REQUIRED TASK -> Answer with one number only: the number of lines that include the word "this".
=-=-=-=-=
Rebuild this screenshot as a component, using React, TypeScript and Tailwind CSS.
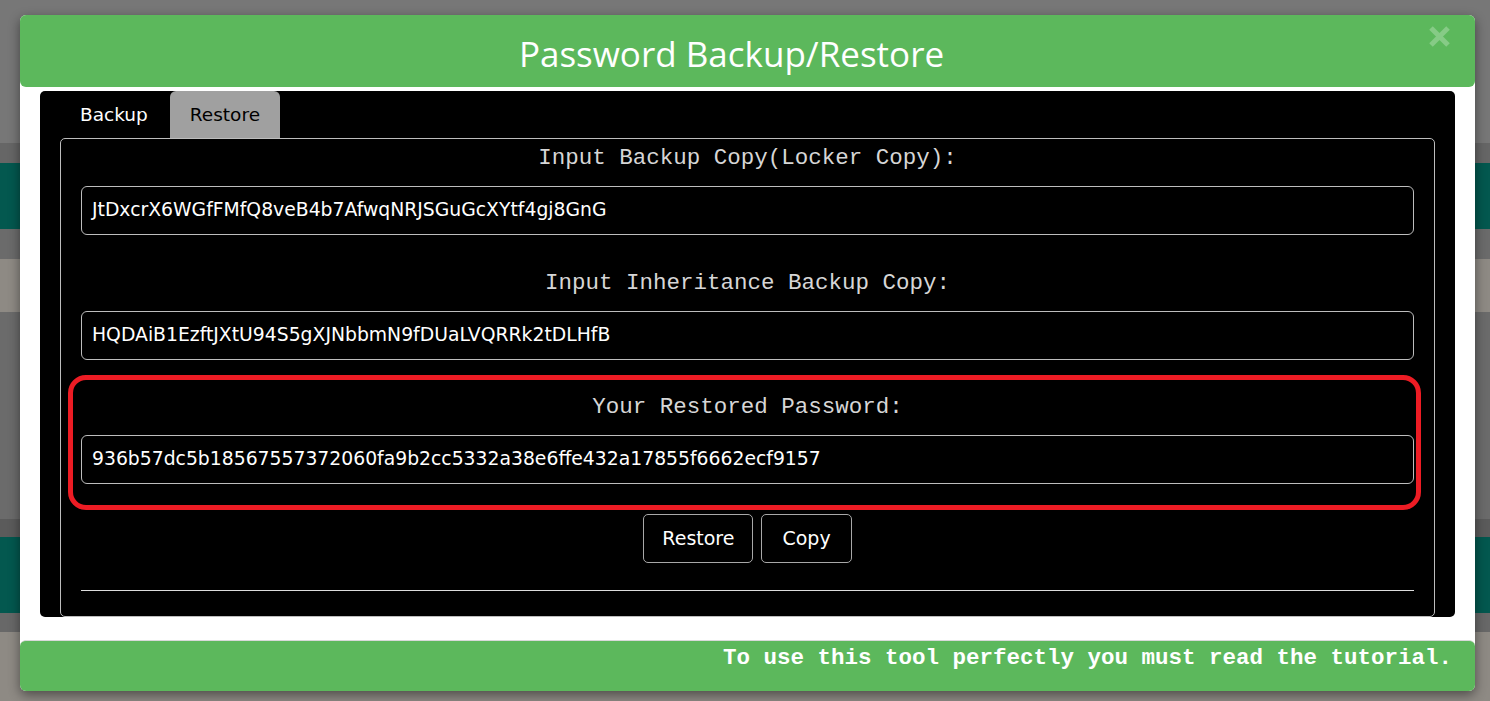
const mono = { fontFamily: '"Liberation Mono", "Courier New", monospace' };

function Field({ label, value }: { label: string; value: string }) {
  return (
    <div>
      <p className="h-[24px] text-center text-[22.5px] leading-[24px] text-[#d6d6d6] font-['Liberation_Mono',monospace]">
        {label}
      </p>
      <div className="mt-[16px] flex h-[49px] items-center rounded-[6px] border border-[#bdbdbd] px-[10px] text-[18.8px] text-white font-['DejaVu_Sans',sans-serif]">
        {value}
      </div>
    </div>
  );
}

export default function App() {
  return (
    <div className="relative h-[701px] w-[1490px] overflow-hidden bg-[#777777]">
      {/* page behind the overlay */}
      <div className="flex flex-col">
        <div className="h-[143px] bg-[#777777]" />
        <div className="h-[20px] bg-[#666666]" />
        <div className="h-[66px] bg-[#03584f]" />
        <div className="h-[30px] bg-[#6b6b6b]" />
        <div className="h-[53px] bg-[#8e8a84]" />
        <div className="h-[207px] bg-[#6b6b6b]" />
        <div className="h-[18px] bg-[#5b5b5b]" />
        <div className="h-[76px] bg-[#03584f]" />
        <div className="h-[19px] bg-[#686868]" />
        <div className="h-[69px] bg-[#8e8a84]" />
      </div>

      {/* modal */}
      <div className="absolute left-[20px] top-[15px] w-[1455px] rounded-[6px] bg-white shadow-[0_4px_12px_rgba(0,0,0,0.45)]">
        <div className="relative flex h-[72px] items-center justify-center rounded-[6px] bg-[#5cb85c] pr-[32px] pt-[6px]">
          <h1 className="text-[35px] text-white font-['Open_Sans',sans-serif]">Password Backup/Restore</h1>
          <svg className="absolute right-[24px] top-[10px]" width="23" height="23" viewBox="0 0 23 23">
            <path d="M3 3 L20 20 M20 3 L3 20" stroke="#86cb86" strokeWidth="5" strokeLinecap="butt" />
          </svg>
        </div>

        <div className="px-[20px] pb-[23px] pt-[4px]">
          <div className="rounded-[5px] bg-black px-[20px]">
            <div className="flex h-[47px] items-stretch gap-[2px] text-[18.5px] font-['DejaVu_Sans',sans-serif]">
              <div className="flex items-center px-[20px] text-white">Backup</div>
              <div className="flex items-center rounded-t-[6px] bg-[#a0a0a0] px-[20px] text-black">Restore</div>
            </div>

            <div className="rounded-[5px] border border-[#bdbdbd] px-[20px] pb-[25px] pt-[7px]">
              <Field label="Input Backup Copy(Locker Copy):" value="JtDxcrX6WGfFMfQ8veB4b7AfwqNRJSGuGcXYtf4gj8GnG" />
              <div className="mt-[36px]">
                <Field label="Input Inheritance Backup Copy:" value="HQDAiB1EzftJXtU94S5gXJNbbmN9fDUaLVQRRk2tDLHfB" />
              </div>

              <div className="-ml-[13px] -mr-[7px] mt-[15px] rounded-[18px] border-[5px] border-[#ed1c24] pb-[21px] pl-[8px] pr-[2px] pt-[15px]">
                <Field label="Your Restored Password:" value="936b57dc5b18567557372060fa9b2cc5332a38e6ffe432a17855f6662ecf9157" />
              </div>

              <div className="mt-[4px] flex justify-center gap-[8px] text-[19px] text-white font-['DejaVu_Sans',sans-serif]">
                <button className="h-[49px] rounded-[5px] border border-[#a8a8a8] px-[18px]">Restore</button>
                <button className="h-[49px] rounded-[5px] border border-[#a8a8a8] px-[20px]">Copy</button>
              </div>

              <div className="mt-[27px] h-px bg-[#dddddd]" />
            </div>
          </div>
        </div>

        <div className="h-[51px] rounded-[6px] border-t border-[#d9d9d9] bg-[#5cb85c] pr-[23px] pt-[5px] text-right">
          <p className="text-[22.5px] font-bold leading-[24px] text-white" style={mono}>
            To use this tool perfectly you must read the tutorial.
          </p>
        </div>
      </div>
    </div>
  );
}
=-=-=-=-=
TASK OUTPUT -> 2